In welcoming Trump to the White House after his victory, Obama swept Trump’s 18 months of insults and bullying under the rug and told one and all to give Trump a chance: “Ultimately we’re all on the same team.”
No. We are not all in this together. The working class and oppressed have long been under attack by the capitalists and their politicians. Our interests are opposed to theirs, and so we have to fight our class’s misleaders to establish our independence from the ruling class. The working class’s power comes from our collective labor that makes society run, and our capacity to unite in collective struggle against capitalism’s worsening oppression and exploitation. The working class, poor and oppressed people need a party of their own, growing out of our mass struggles and dedicated to ending capitalist rule.

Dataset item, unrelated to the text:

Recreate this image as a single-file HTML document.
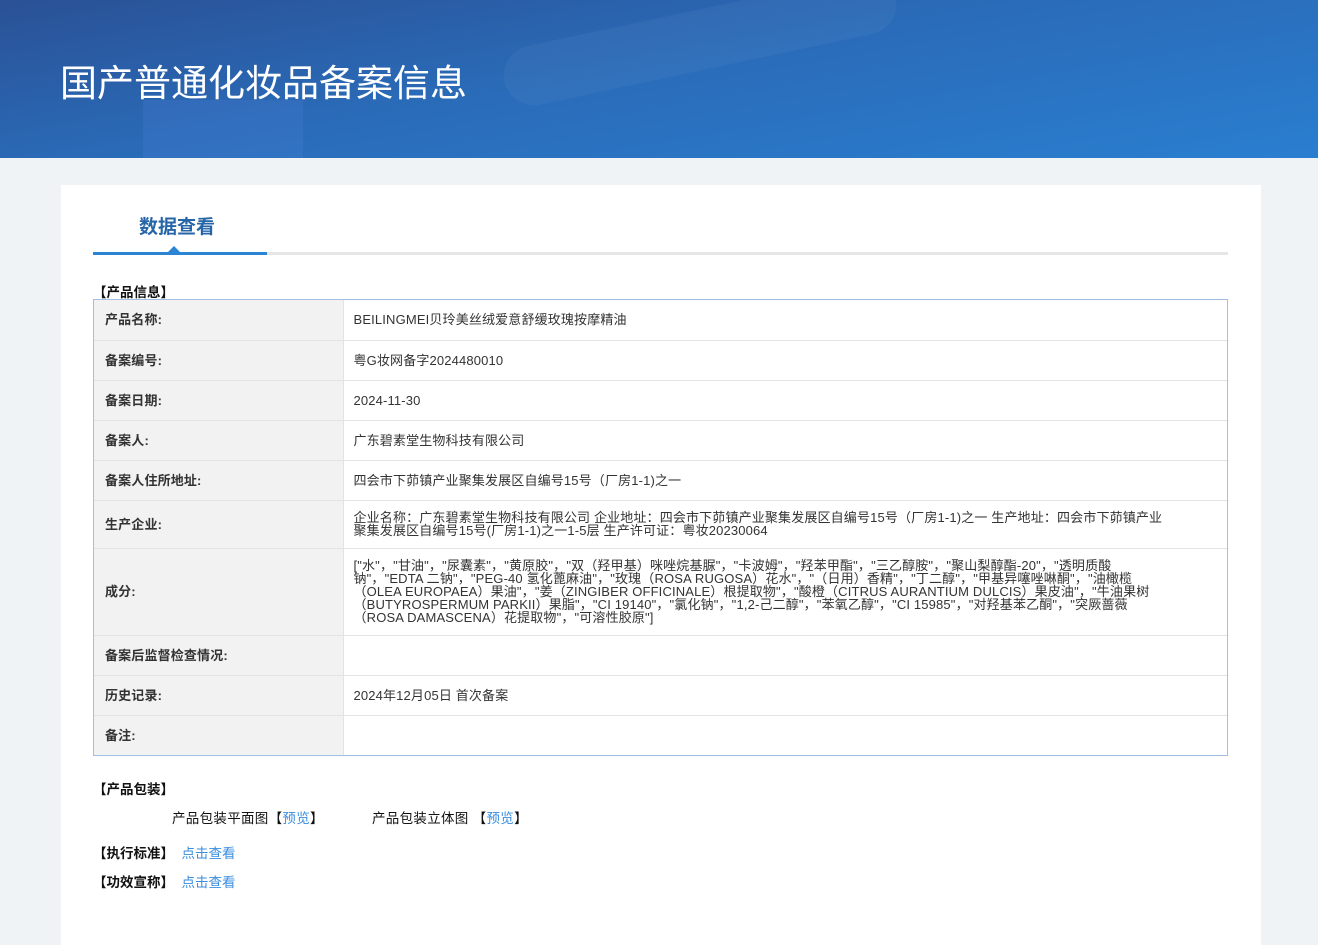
<!DOCTYPE html>
<html><head><meta charset="utf-8"><style>
*{margin:0;padding:0;box-sizing:border-box}
body{width:1318px;height:929px;overflow:hidden;background:#eff3f6;font-family:"Liberation Sans","Noto Sans CJK SC",sans-serif;color:#333;position:relative}
.hdr{position:absolute;left:0;top:0;width:1318px;height:158px;background:linear-gradient(170deg,#2a5196 0%,#2a6bb8 45%,#2a7ed0 100%);overflow:hidden}
.hdr .s1{position:absolute;left:143px;top:100px;width:160px;height:60px;background:rgba(90,140,230,.18)}
.hdr .s2{position:absolute;left:500px;top:10px;width:400px;height:60px;border-radius:40px;background:rgba(255,255,255,.04);transform:rotate(-12deg)}
.hdr h1{position:absolute;left:60px;top:60px;font-size:37px;font-weight:normal;color:#fff;line-height:48px}
.card{position:absolute;left:61px;top:185px;width:1200px;height:760px;background:#fff}
.tab{position:absolute;left:139px;top:212px;font-size:19px;font-weight:bold;color:#2565a8}
.line{position:absolute;left:93px;top:252px;width:1135px;height:3px;background:#e6e6e6}
.line i{position:absolute;left:0;top:0;width:174px;height:3px;background:#2b84d4}
.tri{position:absolute;left:168px;top:246px;width:0;height:0;border-left:6px solid transparent;border-right:6px solid transparent;border-bottom:6px solid #2b84d4}
.sec{position:absolute;left:93px;font-size:13.5px;font-weight:bold;color:#111}
.tw{position:absolute;left:93px;top:299px;width:1135px;border:1px solid #a3bfe2}
table{width:100%;border-collapse:collapse;font-size:13px;letter-spacing:0.15px}
td{border-bottom:1px solid #e3e3e3;vertical-align:middle;line-height:13px}
tr:last-child td{border-bottom:none}
td.l{width:249px;background:#f2f2f2;font-weight:bold;padding-left:11px;color:#333;border-right:1px solid #e3e3e3}
td.v{padding-left:10px;padding-right:64px;color:#333}
a{color:#3a8ee0;text-decoration:none}
.p{position:absolute;font-size:13.5px;color:#111;letter-spacing:0.3px}
</style></head><body>
<div class="hdr"><div class="s1"></div><div class="s2"></div><h1>国产普通化妆品备案信息</h1></div>
<div class="card"></div>
<div class="tab">数据查看</div>
<div class="line"><i></i></div><div class="tri"></div>
<div class="sec" style="top:281px">【产品信息】</div>
<div class="tw"><table>
<tr style="height:40px"><td class="l">产品名称:</td><td class="v">BEILINGMEI贝玲美丝绒爱意舒缓玫瑰按摩精油</td></tr>
<tr style="height:40px"><td class="l">备案编号:</td><td class="v">粤G妆网备字2024480010</td></tr>
<tr style="height:40px"><td class="l">备案日期:</td><td class="v">2024-11-30</td></tr>
<tr style="height:40px"><td class="l">备案人:</td><td class="v">广东碧素堂生物科技有限公司</td></tr>
<tr style="height:40px"><td class="l">备案人住所地址:</td><td class="v">四会市下茆镇产业聚集发展区自编号15号（厂房1-1)之一</td></tr>
<tr style="height:48px"><td class="l">生产企业:</td><td class="v">企业名称：广东碧素堂生物科技有限公司 企业地址：四会市下茆镇产业聚集发展区自编号15号（厂房1-1)之一 生产地址：四会市下茆镇产业聚集发展区自编号15号(厂房1-1)之一1-5层 生产许可证：粤妆20230064</td></tr>
<tr style="height:87px"><td class="l">成分:</td><td class="v">["水"，"甘油"，"尿囊素"，"黄原胶"，"双（羟甲基）咪唑烷基脲"，"卡波姆"，"羟苯甲酯"，"三乙醇胺"，"聚山梨醇酯-20"，"透明质酸钠"，"EDTA 二钠"，"PEG-40 氢化蓖麻油"，"玫瑰（ROSA RUGOSA）花水"，"（日用）香精"，"丁二醇"，"甲基异噻唑啉酮"，"油橄榄（OLEA EUROPAEA）果油"，"姜（ZINGIBER OFFICINALE）根提取物"，"酸橙（CITRUS AURANTIUM DULCIS）果皮油"，"牛油果树（BUTYROSPERMUM PARKII）果脂"，"CI 19140"，"氯化钠"，"1,2-己二醇"，"苯氧乙醇"，"CI 15985"，"对羟基苯乙酮"，"突厥蔷薇（ROSA DAMASCENA）花提取物"，"可溶性胶原"]</td></tr>
<tr style="height:40px"><td class="l">备案后监督检查情况:</td><td class="v"></td></tr>
<tr style="height:40px"><td class="l">历史记录:</td><td class="v">2024年12月05日 首次备案</td></tr>
<tr style="height:40px"><td class="l">备注:</td><td class="v"></td></tr>
</table></div>
<div class="sec" style="top:778px">【产品包装】</div>
<div class="p" style="left:172px;top:807px">产品包装平面图【<a>预览</a>】</div>
<div class="p" style="left:372px;top:807px">产品包装立体图 【<a>预览</a>】</div>
<div class="sec" style="top:842px">【执行标准】 &nbsp;<a style="font-weight:normal">点击查看</a></div>
<div class="sec" style="top:871px">【功效宣称】 &nbsp;<a style="font-weight:normal">点击查看</a></div>
</body></html>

Only by breaking from capitalist politics completely can the working class assert its own interests. Then we will see that we have billions of allies all over the world, that we can find a common language even with many of Trump’s voters in this country. Then we can make sure the economy works for human needs and not for profit, wipe out the gross inequality that oppresses and outrages us, and unlock the potential of modern science to save the planet and build a socialist society of freedom and abundance for all.
We in the League for the Revolutionary Party hope and plan to further the mass struggle and help give it direction while working to build a revolutionary leadership that fights to replace the rule of the bosses with that of the working class. We encourage our fellow workers and youth to sort through all the different claimants to socialism and find the authentic revolutionary socialism that is worth fighting for. A capitalist future means increased attacks on the masses, major wars, and the destruction of the environment. Trump’s brutality is only a foretaste of what the capitalist system and its politicians will have in store if the working class does not win.